When you spot an upcoming transit, run this checklist:

  • Is it a slow planet? If yes, elevate priority.
  • Does it hit an angle, Sun, or Moon? If yes, elevate priority.
  • Is it a conjunction, square, or opposition? If yes, elevate priority.
  • Is it exact or repeating (station/three-pass)? If yes, elevate priority.
  • Does it involve the ruler of a relevant house (career, money, relationships)? If yes, elevate priority.
  • Is there a practical action attached? If no, treat as background.

If a transit doesn’t pass at least two of these, it may not deserve more than a note.

Common Tracking Mistakes (and What to Do Instead)

  • Mistake: Tracking every Mercury aspect.
    Do instead: Track Mercury retrograde periods and Mercury transits to angles/natal Mercury.

  • Mistake: Assuming hard aspects are “bad.”
    Do instead: Treat them as decision points—they push growth, boundaries, and action.
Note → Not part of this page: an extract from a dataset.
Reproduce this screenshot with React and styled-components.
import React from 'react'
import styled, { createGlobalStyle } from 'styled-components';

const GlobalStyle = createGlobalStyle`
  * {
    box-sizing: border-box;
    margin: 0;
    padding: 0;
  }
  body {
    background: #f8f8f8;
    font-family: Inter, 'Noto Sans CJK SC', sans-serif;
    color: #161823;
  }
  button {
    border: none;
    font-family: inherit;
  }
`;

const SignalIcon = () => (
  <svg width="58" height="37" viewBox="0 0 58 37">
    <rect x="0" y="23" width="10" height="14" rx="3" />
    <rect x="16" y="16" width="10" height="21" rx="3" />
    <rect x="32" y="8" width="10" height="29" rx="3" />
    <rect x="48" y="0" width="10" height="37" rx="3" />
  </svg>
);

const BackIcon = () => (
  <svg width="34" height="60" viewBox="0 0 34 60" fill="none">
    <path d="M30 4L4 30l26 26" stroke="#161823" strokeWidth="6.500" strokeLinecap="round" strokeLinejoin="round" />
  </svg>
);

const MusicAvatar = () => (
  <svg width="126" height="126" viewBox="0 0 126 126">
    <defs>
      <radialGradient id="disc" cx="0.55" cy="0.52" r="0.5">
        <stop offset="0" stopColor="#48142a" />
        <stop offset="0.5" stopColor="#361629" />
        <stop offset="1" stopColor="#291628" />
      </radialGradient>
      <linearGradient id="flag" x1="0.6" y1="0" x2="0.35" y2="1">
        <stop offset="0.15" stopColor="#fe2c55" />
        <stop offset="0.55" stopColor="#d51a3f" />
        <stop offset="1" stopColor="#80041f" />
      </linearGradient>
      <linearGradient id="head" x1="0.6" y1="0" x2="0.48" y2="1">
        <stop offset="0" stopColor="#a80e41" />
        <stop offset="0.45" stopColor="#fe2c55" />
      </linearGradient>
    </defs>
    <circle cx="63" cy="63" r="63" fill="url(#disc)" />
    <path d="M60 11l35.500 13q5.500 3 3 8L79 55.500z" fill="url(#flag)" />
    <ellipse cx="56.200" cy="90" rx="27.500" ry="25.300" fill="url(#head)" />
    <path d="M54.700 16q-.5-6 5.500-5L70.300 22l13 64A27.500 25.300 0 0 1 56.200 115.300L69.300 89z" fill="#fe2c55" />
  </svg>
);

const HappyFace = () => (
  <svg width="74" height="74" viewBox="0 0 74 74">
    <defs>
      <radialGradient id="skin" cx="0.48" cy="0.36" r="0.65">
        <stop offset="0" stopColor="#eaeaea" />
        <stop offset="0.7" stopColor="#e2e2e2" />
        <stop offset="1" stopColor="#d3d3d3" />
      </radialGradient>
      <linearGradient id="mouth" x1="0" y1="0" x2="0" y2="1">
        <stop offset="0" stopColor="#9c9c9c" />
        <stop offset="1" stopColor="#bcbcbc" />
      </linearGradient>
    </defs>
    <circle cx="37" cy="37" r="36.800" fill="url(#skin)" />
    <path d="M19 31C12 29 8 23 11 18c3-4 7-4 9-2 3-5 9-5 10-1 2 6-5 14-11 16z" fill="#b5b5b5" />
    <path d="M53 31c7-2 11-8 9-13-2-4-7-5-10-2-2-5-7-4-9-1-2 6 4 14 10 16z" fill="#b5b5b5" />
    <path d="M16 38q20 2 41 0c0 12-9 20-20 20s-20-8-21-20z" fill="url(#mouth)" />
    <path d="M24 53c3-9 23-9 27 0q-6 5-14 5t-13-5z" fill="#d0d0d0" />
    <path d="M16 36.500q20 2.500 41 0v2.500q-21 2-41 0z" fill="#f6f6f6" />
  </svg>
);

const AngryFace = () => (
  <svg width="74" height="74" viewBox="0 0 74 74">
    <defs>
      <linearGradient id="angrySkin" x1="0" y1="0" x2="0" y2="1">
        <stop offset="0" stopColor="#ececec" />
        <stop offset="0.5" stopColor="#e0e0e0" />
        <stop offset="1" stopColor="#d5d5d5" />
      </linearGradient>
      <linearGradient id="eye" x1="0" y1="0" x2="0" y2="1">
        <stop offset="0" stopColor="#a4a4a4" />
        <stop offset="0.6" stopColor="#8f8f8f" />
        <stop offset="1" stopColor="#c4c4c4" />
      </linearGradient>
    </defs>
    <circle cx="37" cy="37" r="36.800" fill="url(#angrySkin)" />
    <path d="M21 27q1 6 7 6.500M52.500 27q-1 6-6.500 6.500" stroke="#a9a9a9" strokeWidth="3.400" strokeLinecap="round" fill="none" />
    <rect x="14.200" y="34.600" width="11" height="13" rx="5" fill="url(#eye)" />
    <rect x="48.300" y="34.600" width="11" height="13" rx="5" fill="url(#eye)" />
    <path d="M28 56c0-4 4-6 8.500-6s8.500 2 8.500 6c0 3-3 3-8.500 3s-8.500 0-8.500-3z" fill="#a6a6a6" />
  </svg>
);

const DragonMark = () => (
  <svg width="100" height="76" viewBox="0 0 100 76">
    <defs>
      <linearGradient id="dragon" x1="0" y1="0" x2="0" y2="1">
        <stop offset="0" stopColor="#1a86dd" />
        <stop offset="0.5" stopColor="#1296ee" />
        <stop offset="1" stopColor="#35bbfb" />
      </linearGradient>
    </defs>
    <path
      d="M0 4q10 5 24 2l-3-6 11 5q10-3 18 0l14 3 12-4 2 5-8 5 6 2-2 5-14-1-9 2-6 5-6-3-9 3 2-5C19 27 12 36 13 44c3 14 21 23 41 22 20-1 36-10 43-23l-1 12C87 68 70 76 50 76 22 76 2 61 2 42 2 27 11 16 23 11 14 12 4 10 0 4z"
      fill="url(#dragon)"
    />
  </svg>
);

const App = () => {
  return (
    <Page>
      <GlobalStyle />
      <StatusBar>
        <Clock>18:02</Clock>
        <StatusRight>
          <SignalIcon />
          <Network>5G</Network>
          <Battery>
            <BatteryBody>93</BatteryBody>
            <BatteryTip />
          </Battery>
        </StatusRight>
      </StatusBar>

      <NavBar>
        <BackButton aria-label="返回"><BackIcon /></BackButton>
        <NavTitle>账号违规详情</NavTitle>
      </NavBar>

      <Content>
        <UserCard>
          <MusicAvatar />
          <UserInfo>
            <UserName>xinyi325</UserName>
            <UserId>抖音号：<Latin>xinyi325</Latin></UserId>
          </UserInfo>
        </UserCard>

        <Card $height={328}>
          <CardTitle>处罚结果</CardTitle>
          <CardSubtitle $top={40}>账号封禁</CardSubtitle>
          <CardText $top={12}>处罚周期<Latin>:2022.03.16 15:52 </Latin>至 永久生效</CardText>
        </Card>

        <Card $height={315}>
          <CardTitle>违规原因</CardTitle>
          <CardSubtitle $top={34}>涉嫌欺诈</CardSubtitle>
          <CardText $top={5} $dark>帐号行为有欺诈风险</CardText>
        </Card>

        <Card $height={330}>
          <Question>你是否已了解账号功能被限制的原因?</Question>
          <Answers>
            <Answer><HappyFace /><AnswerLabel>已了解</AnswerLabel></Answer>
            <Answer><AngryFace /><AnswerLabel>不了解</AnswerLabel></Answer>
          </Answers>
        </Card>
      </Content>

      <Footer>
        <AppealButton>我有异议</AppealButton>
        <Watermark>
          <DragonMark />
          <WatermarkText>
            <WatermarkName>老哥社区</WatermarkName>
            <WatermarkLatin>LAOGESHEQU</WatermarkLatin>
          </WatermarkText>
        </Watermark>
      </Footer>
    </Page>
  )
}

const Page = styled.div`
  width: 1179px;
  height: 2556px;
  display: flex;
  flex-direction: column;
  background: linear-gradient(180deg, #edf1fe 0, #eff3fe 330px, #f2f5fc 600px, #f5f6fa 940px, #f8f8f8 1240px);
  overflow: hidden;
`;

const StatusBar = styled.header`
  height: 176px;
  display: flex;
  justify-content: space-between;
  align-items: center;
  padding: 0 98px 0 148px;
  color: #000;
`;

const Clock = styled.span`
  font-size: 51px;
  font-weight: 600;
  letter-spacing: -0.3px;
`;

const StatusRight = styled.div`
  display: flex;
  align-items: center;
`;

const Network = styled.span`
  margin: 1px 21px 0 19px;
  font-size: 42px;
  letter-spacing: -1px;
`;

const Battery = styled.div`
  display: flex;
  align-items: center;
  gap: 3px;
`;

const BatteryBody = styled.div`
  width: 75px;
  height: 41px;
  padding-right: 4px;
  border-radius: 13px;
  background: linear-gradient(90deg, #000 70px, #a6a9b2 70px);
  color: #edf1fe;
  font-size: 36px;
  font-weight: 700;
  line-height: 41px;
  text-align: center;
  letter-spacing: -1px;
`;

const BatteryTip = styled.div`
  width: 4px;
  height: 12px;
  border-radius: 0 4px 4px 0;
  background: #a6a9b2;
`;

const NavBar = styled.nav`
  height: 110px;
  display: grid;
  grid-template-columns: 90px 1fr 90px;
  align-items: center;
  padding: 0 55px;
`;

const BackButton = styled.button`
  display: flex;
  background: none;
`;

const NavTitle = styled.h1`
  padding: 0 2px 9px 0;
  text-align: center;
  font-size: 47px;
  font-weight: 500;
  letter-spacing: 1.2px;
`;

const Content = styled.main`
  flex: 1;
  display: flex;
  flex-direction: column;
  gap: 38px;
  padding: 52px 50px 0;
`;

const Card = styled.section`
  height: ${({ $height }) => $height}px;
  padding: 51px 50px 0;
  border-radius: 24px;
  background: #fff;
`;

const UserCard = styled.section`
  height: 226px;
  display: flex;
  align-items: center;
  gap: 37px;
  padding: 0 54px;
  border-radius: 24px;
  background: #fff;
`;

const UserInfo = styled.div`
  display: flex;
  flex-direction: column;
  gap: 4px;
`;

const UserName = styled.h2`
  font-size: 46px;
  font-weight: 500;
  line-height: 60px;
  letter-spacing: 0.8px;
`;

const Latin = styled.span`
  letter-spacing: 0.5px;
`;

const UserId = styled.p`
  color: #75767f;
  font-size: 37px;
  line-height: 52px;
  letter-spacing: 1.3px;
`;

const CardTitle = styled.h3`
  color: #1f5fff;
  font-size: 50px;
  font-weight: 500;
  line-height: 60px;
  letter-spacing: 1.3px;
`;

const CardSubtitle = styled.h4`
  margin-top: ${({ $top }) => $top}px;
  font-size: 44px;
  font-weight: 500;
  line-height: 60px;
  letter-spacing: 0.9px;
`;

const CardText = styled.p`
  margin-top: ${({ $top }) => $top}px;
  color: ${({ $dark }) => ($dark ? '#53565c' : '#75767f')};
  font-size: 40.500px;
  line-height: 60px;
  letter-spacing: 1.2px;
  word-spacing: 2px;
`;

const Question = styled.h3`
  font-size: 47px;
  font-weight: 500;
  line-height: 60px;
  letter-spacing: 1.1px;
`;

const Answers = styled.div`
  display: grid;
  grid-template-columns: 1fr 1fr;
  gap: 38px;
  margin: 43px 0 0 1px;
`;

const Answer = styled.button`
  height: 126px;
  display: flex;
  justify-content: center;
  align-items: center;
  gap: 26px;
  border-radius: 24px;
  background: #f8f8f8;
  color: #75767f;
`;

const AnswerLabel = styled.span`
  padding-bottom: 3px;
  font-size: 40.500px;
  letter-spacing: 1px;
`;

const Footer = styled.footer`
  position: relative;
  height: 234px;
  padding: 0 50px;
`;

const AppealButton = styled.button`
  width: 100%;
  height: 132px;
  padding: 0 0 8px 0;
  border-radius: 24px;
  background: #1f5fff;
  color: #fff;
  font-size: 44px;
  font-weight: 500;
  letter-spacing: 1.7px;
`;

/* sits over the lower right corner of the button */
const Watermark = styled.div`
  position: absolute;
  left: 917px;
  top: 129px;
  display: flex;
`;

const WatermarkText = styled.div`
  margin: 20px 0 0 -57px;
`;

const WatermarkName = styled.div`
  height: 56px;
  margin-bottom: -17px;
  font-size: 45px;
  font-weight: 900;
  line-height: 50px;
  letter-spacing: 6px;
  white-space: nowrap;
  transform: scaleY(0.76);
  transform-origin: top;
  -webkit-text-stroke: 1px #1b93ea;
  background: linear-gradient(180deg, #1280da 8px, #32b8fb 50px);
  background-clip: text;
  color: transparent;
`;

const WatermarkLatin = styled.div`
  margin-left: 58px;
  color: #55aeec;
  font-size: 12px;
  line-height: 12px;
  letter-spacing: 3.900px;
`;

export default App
  • Mistake: Ignoring supportive transits.
    Do instead: Use trines/sextiles as execution windows for pitches, launches, and negotiations.

  • Mistake: Forgetting context.
    Do instead: Anchor everything to the slowest relevant transit—the “season”—and let fast transits describe the “weather.”

Putting It All Together: A Minimal, Effective System

To know what’s coming, you need a system that works under real-life constraints:

  1. Track slow transits monthly for strategy.
  2. Track Mars/Mercury weekly for execution.
  3. Prioritize angles, luminaries, and key rulers.
  4. Use orbs and repetition to filter noise.
  5. Translate the transit into a concrete action: prepare, initiate, refine, commit, or release.

When you do this consistently, transits become less like vague predictions and more like a high-level planning tool—helping you understand timing, make better decisions, and work with your chart instead of reacting to it.